You're right in that these are poor questions and should probably be closed. In fact, by the time you're reading this, I'll have already done this.
I think there's a larger, underlying issue at work here, though. It's something I've been calling the "Wrong Rock" fallacy. The fundamental idea, as I understand it, is, "These questions are valid, because they have answers." In my opinion, that is wrong. The questions may have answers, but the questions themselves are inherently unanswerable.
Imagine that someone creates a new question on Geology.Stackexchange that can be summed up in four words: "Bring me a rock". Rocks (answers) flood in, and the asker is the sole governor to determine if the answer is correct, and should be accepted, or if the answerer has brought "the wrong rock".
In a sense questions like this become, "I'll know the right answer when I see it."
This is the wrong way to build a question.
The idea of stack exchange is that questions poll experts, who are able to deliberate between each other (up/down votes and comments) and come to an agreement about the definitive merit of an answer on its own. This is why upvotes can eclipse the "accepted" answer - because the experts of the stackexchange have determined it is a better answer.

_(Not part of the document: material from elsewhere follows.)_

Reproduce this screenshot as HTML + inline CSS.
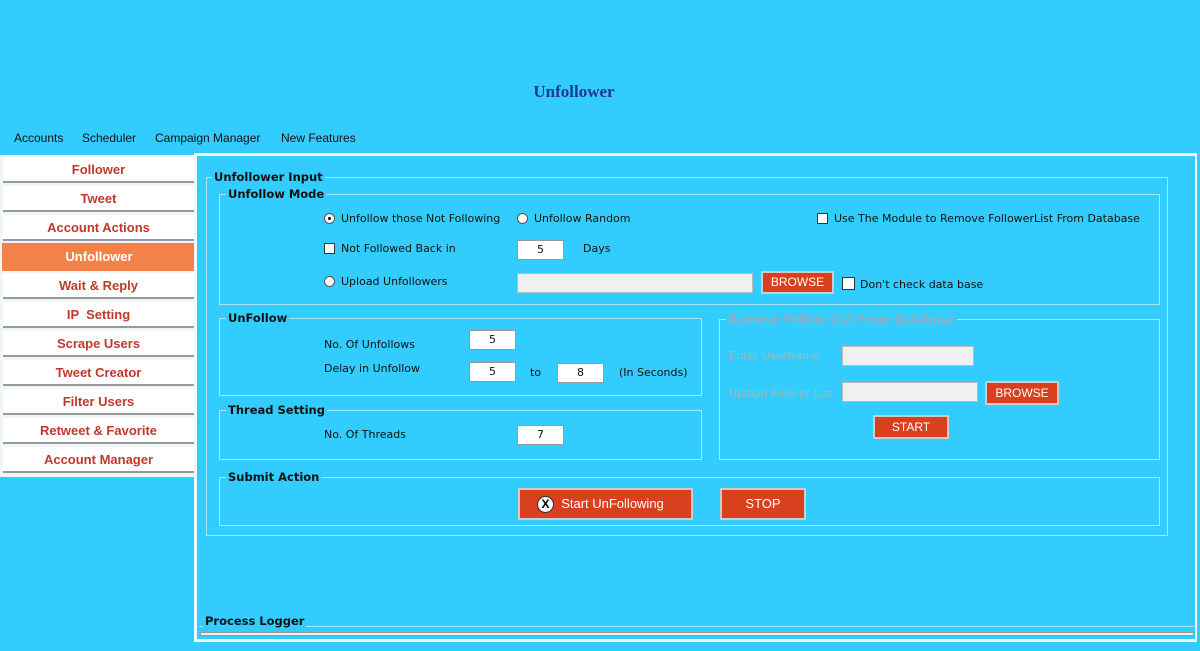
<!DOCTYPE html>
<html><head><meta charset="utf-8"><style>
*{margin:0;padding:0;box-sizing:border-box}
body{width:1200px;height:651px;background:#33ccff;position:relative;overflow:hidden;font-family:"DejaVu Sans","Liberation Sans",sans-serif;font-size:11px;color:#111}
.a{position:absolute}
.title{left:0;width:1148px;top:82px;text-align:center;font:bold 17px "Liberation Serif",serif;color:#1a3a8a}
.menu{top:131px;font-size:12px;font-family:"Liberation Sans",sans-serif;color:#111}
.side{left:0;top:155px;width:196px;height:322px;background:#eef6f8}
.btn{position:absolute;left:3px;width:191px;height:26px;background:#fff;border-bottom:2px solid #999;text-align:center;font:bold 13px "Liberation Sans",sans-serif;color:#c0392b;line-height:25px}
.btn.on{left:2px;width:194px;background:#f5814a;color:#fff;height:28px;line-height:28px;border-bottom:none}
.panel{left:194px;top:153px;width:1003px;height:489px;border:3px solid #f0f8fb;border-right:2px solid #f0f8fb}
.fs{position:absolute;border:1px solid #a6e4f7}
.lg{position:absolute;background:#33ccff;font:bold 11.5px "DejaVu Sans",sans-serif;padding:0 2px;color:#111}
.lbl{position:absolute;font-size:11px}
.in{position:absolute;background:#fff;border:1px solid #999;text-align:center;font-size:11px;line-height:18px}
.gr{position:absolute;background:#f0f0f0;border:1px solid #bbb}
.ob{position:absolute;background:#d9401e;color:#fff;border:2px solid #ccc;font:12px "Liberation Sans",sans-serif;text-align:center}
.rd{position:absolute;width:11px;height:11px;border:1px solid #555;border-radius:50%;background:#fff}
.cb{position:absolute;width:11px;height:11px;border:1px solid #333;background:#fff}
</style></head><body>
<div class="a title">Unfollower</div>
<div class="a menu" style="left:14px">Accounts</div>
<div class="a menu" style="left:82px">Scheduler</div>
<div class="a menu" style="left:155px">Campaign Manager</div>
<div class="a menu" style="left:281px">New Features</div>
<div class="a side"></div>
<div class="btn" style="top:157px">Follower</div>
<div class="btn" style="top:186px">Tweet</div>
<div class="btn" style="top:215px">Account Actions</div>
<div class="btn on" style="top:243px">Unfollower</div>
<div class="btn" style="top:273px">Wait &amp; Reply</div>
<div class="btn" style="top:302px">IP &nbsp;Setting</div>
<div class="btn" style="top:331px">Scrape Users</div>
<div class="btn" style="top:360px">Tweet Creator</div>
<div class="btn" style="top:389px">Filter Users</div>
<div class="btn" style="top:418px">Retweet &amp; Favorite</div>
<div class="btn" style="top:447px">Account Manager</div>
<div class="a panel"></div>

<div class="fs" style="left:206px;top:177px;width:962px;height:359px"></div><div class="lg" style="left:212px;top:170px">Unfollower Input</div>
<div class="fs" style="left:219px;top:194px;width:941px;height:111px"></div><div class="lg" style="left:226px;top:187px">Unfollow Mode</div>
<div class="rd" style="left:324px;top:213px"><div style="width:3px;height:3px;background:#000;border-radius:50%;margin:3px"></div></div>
<div class="lbl" style="left:341px;top:212px">Unfollow those Not Following</div>
<div class="rd" style="left:517px;top:213px"></div><div class="lbl" style="left:534px;top:212px">Unfollow Random</div>
<div class="cb" style="left:817px;top:213px"></div><div class="lbl" style="left:834px;top:212px">Use The Module to Remove FollowerList From Database</div>
<div class="cb" style="left:324px;top:243px"></div><div class="lbl" style="left:341px;top:242px">Not Followed Back in</div>
<div class="in" style="left:517px;top:240px;width:47px;height:20px">5</div><div class="lbl" style="left:583px;top:242px">Days</div>
<div class="rd" style="left:324px;top:276px"></div><div class="lbl" style="left:341px;top:275px">Upload Unfollowers</div>
<div class="gr" style="left:517px;top:273px;width:236px;height:20px"></div>
<div class="ob" style="left:761px;top:271px;width:73px;height:23px;line-height:19px">BROWSE</div>
<div class="cb" style="left:842px;top:277px;width:13px;height:13px"></div><div class="lbl" style="left:860px;top:278px">Don't check data base</div>

<div class="fs" style="left:219px;top:318px;width:483px;height:78px"></div><div class="lg" style="left:226px;top:311px">UnFollow</div>
<div class="lbl" style="left:324px;top:338px">No. Of Unfollows</div>
<div class="in" style="left:469px;top:330px;width:47px;height:20px">5</div>
<div class="lbl" style="left:324px;top:362px">Delay in Unfollow</div>
<div class="in" style="left:469px;top:362px;width:47px;height:20px">5</div>
<div class="lbl" style="left:530px;top:366px">to</div>
<div class="in" style="left:557px;top:363px;width:47px;height:20px">8</div>
<div class="lbl" style="left:619px;top:366px">(In Seconds)</div>

<div class="fs" style="left:219px;top:410px;width:483px;height:50px"></div><div class="lg" style="left:226px;top:403px">Thread Setting</div>
<div class="lbl" style="left:324px;top:428px">No. Of Threads</div>
<div class="in" style="left:517px;top:425px;width:47px;height:20px">7</div>

<div class="fs" style="left:719px;top:319px;width:441px;height:141px"></div><div class="lg" style="left:726px;top:312px;color:#9ab">Remove Follow List From Database</div>
<div class="lbl" style="left:729px;top:349px;color:#9bb">Enter UserName</div>
<div class="gr" style="left:842px;top:346px;width:132px;height:20px"></div>
<div class="lbl" style="left:729px;top:387px;color:#9bb">Upload Follwer List</div>
<div class="gr" style="left:842px;top:382px;width:136px;height:20px"></div>
<div class="ob" style="left:985px;top:381px;width:74px;height:24px;line-height:20px">BROWSE</div>
<div class="ob" style="left:873px;top:415px;width:76px;height:24px;line-height:20px">START</div>

<div class="fs" style="left:219px;top:477px;width:941px;height:49px"></div><div class="lg" style="left:226px;top:470px">Submit Action</div>
<div class="ob" style="left:518px;top:488px;width:175px;height:32px;font-size:13px;line-height:28px;padding-left:14px"><span style="position:absolute;left:17px;top:6px;width:17px;height:17px;border-radius:50%;background:#fff;border:1px solid #333;color:#000;font:bold 12px 'Liberation Sans';line-height:15px">X</span>Start UnFollowing</div>
<div class="ob" style="left:720px;top:488px;width:86px;height:32px;font-size:13px;line-height:28px">STOP</div>

<div class="a" style="left:199px;top:626px;width:996px;height:1px;background:#a6e4f7"></div>
<div class="lg" style="left:203px;top:614px">Process Logger</div>
<div class="a" style="left:200px;top:632px;width:994px;height:4px;border:1px solid #999;background:#eee"></div>
</body></html>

The problem with questions like these is that they break the stackexchange formula. Due to their very nature, they are often speculative and meaningless - potentially interesting trivia, but otherwise a meaningless list or collection of lists. There is no definitive correctness to be judged - it either meets the criteria of the list, or it doesn't - and that's when the voting model of stackexchange starts to break down.
So how can one avoid asking for rocks? Oftentimes a question like this ends up asking for examples of something - so why not turn the question around so that the very examples you're interested in are useful in answering the fundamental question?
For instance, don't ask, "Which games have minus/worlds?" - ask "Why do some games have minus/worlds?", with a sentence or two in the question body asking for examples of famous instances. Don't ask "Which games on Xbox360 support 3d?", ask "How can I tell if an Xbox360 game supports 3d?". "What games can I play on my Macbook Pro under Bootcamp?" is almost an okay question, because the body asks "How can I translate my system specifications so I can know what I can run under Bootcamp?".
The "Wrong Rock" fallacy is part of why Game Recommendations are considered off-topic, and also why we close "Why did the Dev's design X this way?". The elephant in the room is that "Identify-this-Game" falls squarely into this category as well.